Il y a deux mois, un juge a décrété que la mère pourrait bientôt voir son fils sans supervision. Il avait été choqué d'apprendre que le père avait confié à l'enfant « un gros secret » au sujet de sa mère, et que le petit ne pouvait dire de quoi il s'agissait parce que son père « le mettrait à genoux dans un coin, lui donnerait la fessée et lui crierait après ».

En 19 ans, la coordonnatrice a vu d'innombrables techniques de sabotage. « Des mères ne nourrissent pas leur bébé pour qu'il crie et pleure pendant la visite du père ou pour qu'on les rappelle plus vite », dit-elle.

« Une autre se fiche de faire de la peine à sa petite de 4 ans. Elle lui dit : "Les cadeaux qu'il te donne, on ne peut pas les prendre." »

Une troisième exprime son mécontentement en reprochant à sa fille de 10 ans de « trop s'exciter » dans l'auto les soirs de visite et en lui disant que « c'est dangereux ».

Plusieurs enfants changent « catégoriquement de personnalité d'une minute à l'autre », dit Mme Provost. Ils arrivent à reculons, le visage impassible, les bras plaqués le long du corps. « Mais quand le parent gardien est parti, ils galopent dans les bras de l'autre. »

Quand certains parents le découvrent, en lisant plus tard le rapport des intervenants, « ils blâment l'enfant, ils lui reprochent d'avoir eu du plaisir avec l'autre », se désole Mme Provost.

Chantage sexuel

Rappelé à l'ordre, le père d'un garçon de 11 ans levait les yeux au ciel et s'emportait en disant que l'enfant pouvait décider de voir ou non sa mère, alors que les visites avaient été ordonnées par un juge. « On a appris plus tard qu'il faisait du chantage sexuel ! s'indigne Mme Provost. Il exigeait que son ex couche avec lui en lui promettant de laisser l'enfant avec elle une demi-heure de plus en échange. »

Quand les intervenants les prennent en défaut, ces parents se fâchent. « Ils veulent que les enfants nous haïssent comme ils haïssent l'autre parent. »

La mère d'une enfant qui s'était meurtri bizarrement le bras de toutes ses forces lors d'une visite a emmené la petite au poste de police pour qu'elle prétende que les intervenants la battaient. « Tout était manigancé ; la police l'a vu. Mais depuis, le père a très peur que la mère pousse leur fille à inventer qu'il l'agresse. »

Pour la première fois de sa carrière, l'hiver dernier, la coordonnatrice a dû expulser une mère qui la bombardait de lettres d'avocat et sabotait tous les efforts de son équipe. Bouleversée, l'enfant a déclaré : « Linda, tu ne peux plus être mon amie... »

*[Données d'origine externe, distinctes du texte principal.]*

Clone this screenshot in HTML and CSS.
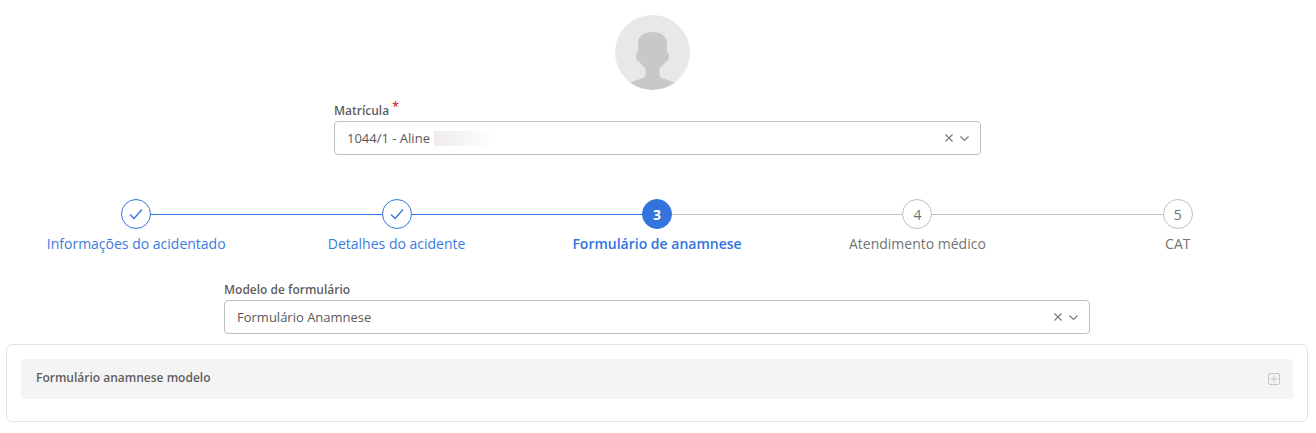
FILE: index.html
```html
<!DOCTYPE html>
<html lang="pt-br">
<head>
    <meta charset="UTF-8">
    <meta name="viewport" content="width=device-width, initial-scale=1.0">
    <link rel="stylesheet" href="styles.css">
    <title>Anamnese</title>
</head>
<body>
    <main class="page">
        <section class="employee">
            <div class="avatar">
                <svg viewBox="0 0 75 75" width="75" height="75">
                    <path fill="#c8c8c8" d="M15 67.500 L28 63 C30 62 30.500 60.500 30.500 58 L30.500 53 C28 51 26 50 25 47 C22.500 47 21 44 21 41.500 C21 39 22 37.500 23 37 L23 28 C23 21 29 17 37.500 17 C46 17 52 21 52 28 L52 37 C53 37.500 54 39 54 41.500 C54 44 52.500 47 50 47 C49 50 47 51 44.500 53 L44.500 58 C44.500 60.500 45 62 47 63 L60 67.500 C53 72.500 45.500 75 37.500 75 C29.500 75 22 72.500 15 67.500 Z"/>
                </svg>
            </div>
            <div class="field field-employee">
                <label class="field-label">Matrícula<span class="required">*</span></label>
                <div class="select">
                    <span class="select-value">1044/1 - Aline <span class="blur"></span></span>
                    <svg class="select-clear" viewBox="0 0 8 8" width="8" height="8"><path d="M.5 .5 L7.500 7.500 M7.500 .5 L.5 7.500"/></svg>
                    <svg class="select-arrow" viewBox="0 0 9 5" width="9" height="5"><path d="M.5 .5 L4.500 4.500 L8.500 .5"/></svg>
                </div>
            </div>
        </section>

        <ol class="steps">
            <li class="step done">
                <div class="step-track">
                    <span class="step-line hide"></span>
                    <span class="step-circle">
                        <svg viewBox="0 0 14 12" width="14" height="12"><path d="M1 6.500 L5 10.500 L13 1.500"/></svg>
                    </span>
                    <span class="step-line on"></span>
                </div>
                <span class="step-name">Informações do acidentado</span>
            </li>
            <li class="step done">
                <div class="step-track">
                    <span class="step-line on"></span>
                    <span class="step-circle">
                        <svg viewBox="0 0 14 12" width="14" height="12"><path d="M1 6.500 L5 10.500 L13 1.500"/></svg>
                    </span>
                    <span class="step-line on"></span>
                </div>
                <span class="step-name">Detalhes do acidente</span>
            </li>
            <li class="step active">
                <div class="step-track">
                    <span class="step-line on"></span>
                    <span class="step-circle">3</span>
                    <span class="step-line"></span>
                </div>
                <span class="step-name">Formulário de anamnese</span>
            </li>
            <li class="step">
                <div class="step-track">
                    <span class="step-line"></span>
                    <span class="step-circle">4</span>
                    <span class="step-line"></span>
                </div>
                <span class="step-name">Atendimento médico</span>
            </li>
            <li class="step">
                <div class="step-track">
                    <span class="step-line"></span>
                    <span class="step-circle">5</span>
                    <span class="step-line hide"></span>
                </div>
                <span class="step-name">CAT</span>
            </li>
        </ol>

        <div class="field field-model">
            <label class="field-label">Modelo de formulário</label>
            <div class="select">
                <span class="select-value">Formulário Anamnese</span>
                <svg class="select-clear" viewBox="0 0 8 8" width="8" height="8"><path d="M.5 .5 L7.500 7.500 M7.500 .5 L.5 7.500"/></svg>
                <svg class="select-arrow" viewBox="0 0 9 5" width="9" height="5"><path d="M.5 .5 L4.500 4.500 L8.500 .5"/></svg>
            </div>
        </div>

        <section class="card">
            <div class="collapse">
                <span class="collapse-title">Formulário anamnese modelo</span>
                <svg class="collapse-icon" viewBox="0 0 12 12" width="12" height="12"><rect x=".5" y=".5" width="11" height="11" rx="1.500"/><path d="M6 2.500 V9.500 M2.500 6 H9.500"/></svg>
            </div>
        </section>
    </main>
</body>
</html>
```

FILE: styles.css
```css
*{
    font-family: "Open Sans", "Noto Sans", sans-serif;
    margin: 0;
    padding: 0;
    box-sizing: border-box;
}
body{
    background-color: #fff;
    color: #595959;
}
.page{
    display: flex;
    flex-direction: column;
    align-items: center;
    padding: 15px 8px 0 6px;
}

.employee{
    display: flex;
    flex-direction: column;
    align-items: center;
    width: 100%;
}
.avatar{
    width: 75px;
    height: 75px;
    margin-right: 9px;
    border-radius: 50%;
    background-color: #e8e8e8;
    overflow: hidden;
}
.avatar svg{
    display: block;
}

.field-employee{
    width: 647px;
    margin-top: 10px;
    margin-left: 1px;
}
.field-model{
    width: 866px;
    margin-top: 25px;
}
.field-label{
    display: block;
    height: 21px;
    font-size: 12px;
    line-height: 21px;
    font-weight: 600;
    color: #5f5f5f;
}
.required{
    position: relative;
    top: -4px;
    margin-left: 3px;
    font-size: 12px;
    line-height: 1;
    color: #e02020;
}
.select{
    display: flex;
    align-items: center;
    height: 34px;
    padding: 0 11px 0 12px;
    border: 1px solid #bfbfbf;
    border-radius: 4px;
    background-color: #fff;
}
.select-value{
    flex: 1;
    display: flex;
    align-items: center;
    gap: 4px;
    font-size: 13px;
    color: #595959;
}
.blur{
    display: inline-block;
    width: 59px;
    height: 15px;
    background: linear-gradient(to right, #efecea, #fff);
}
.select-clear{
    margin-right: 7px;
}
.select-clear path,
.select-arrow path{
    fill: none;
    stroke: #777;
    stroke-width: 1.100;
}

.steps{
    display: grid;
    grid-template-columns: repeat(5, 1fr);
    width: 100%;
    margin-top: 44px;
    list-style: none;
}
.step{
    display: flex;
    flex-direction: column;
    align-items: center;
}
.step-track{
    display: flex;
    align-items: center;
    width: 100%;
}
.step-line{
    flex: 1;
    height: 1px;
    background-color: #bfbfbf;
}
.step-line.on{
    background-color: #3273dc;
}
.step-line.hide{
    visibility: hidden;
}
.step-circle{
    display: flex;
    align-items: center;
    justify-content: center;
    width: 30px;
    height: 30px;
    border: 1px solid #bfbfbf;
    border-radius: 50%;
    font-size: 14px;
    color: #6f6f6f;
}
.step-name{
    margin-top: 5px;
    font-size: 14px;
    line-height: 20px;
    color: #737373;
}
.done .step-circle{
    border-color: #3273dc;
}
.done svg path{
    fill: none;
    stroke: #3273dc;
    stroke-width: 1.300;
}
.done .step-name{
    color: #3b7be0;
}
.active .step-circle{
    border-color: #3273dc;
    background-color: #3273dc;
    color: #fff;
    font-weight: 700;
}
.active .step-name{
    color: #3273dc;
    font-weight: 600;
}

.card{
    width: 100%;
    height: 78px;
    margin-top: 10px;
    padding: 14px;
    border: 1px solid #e3e3e3;
    border-radius: 6px;
}
.collapse{
    display: flex;
    align-items: center;
    justify-content: space-between;
    height: 40px;
    padding: 0 13px 3px 15px;
    background-color: #f4f4f4;
    border-radius: 4px;
}
.collapse-title{
    font-size: 12px;
    font-weight: 600;
    color: #5f5f5f;
}
.collapse-icon{
    margin-top: 3px;
}
.collapse-icon rect,
.collapse-icon path{
    fill: none;
    stroke: #c4c4c4;
}
```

SOS Jeunesse était surtout le seul endroit où la petite de 5 ans pouvait voir son père.

Ne l'appelle pas papa

« Le mot papa est banni. Quand l'enfant vient visiter son père, des mères disent : "Tu lui diras, à lui, là ; tu demanderas au monsieur..." »

La coordonnatrice de SOS Jeunesse, Linda Provost, a déjà reçu plus d'une lettre d'avocat lui ordonnant de respecter ce genre de consigne. Une mère exigeait que sa fille de 4 ans appelle son vrai père « l'ami Fred ».

En visite supervisée, une fillette de 7 ans disait « papa » en parlant du conjoint de sa mère. Elle a déclaré à son père que maman voulait que ce soit comme ça, qu'il n'était plus son vrai père.

Parfois, les nouveaux conjoints en rajoutent, dit Mme Provost. « J'en ai vu un frapper le volant de sa voiture et pleurer à chaudes larmes en apprenant qu'un garçon de 4 ans avait eu du plaisir en visitant son père. Il criait : c'est mon petit, pas le sien ; c'est moi qui l'ai élevé. »

Au fil des mois, certains évoluent. La fille de l'« ami Fred » appelle maintenant son père « papa ». « Et ses parents s'échangent maintenant l'enfant sans notre aide », se réjouit Mme Provost.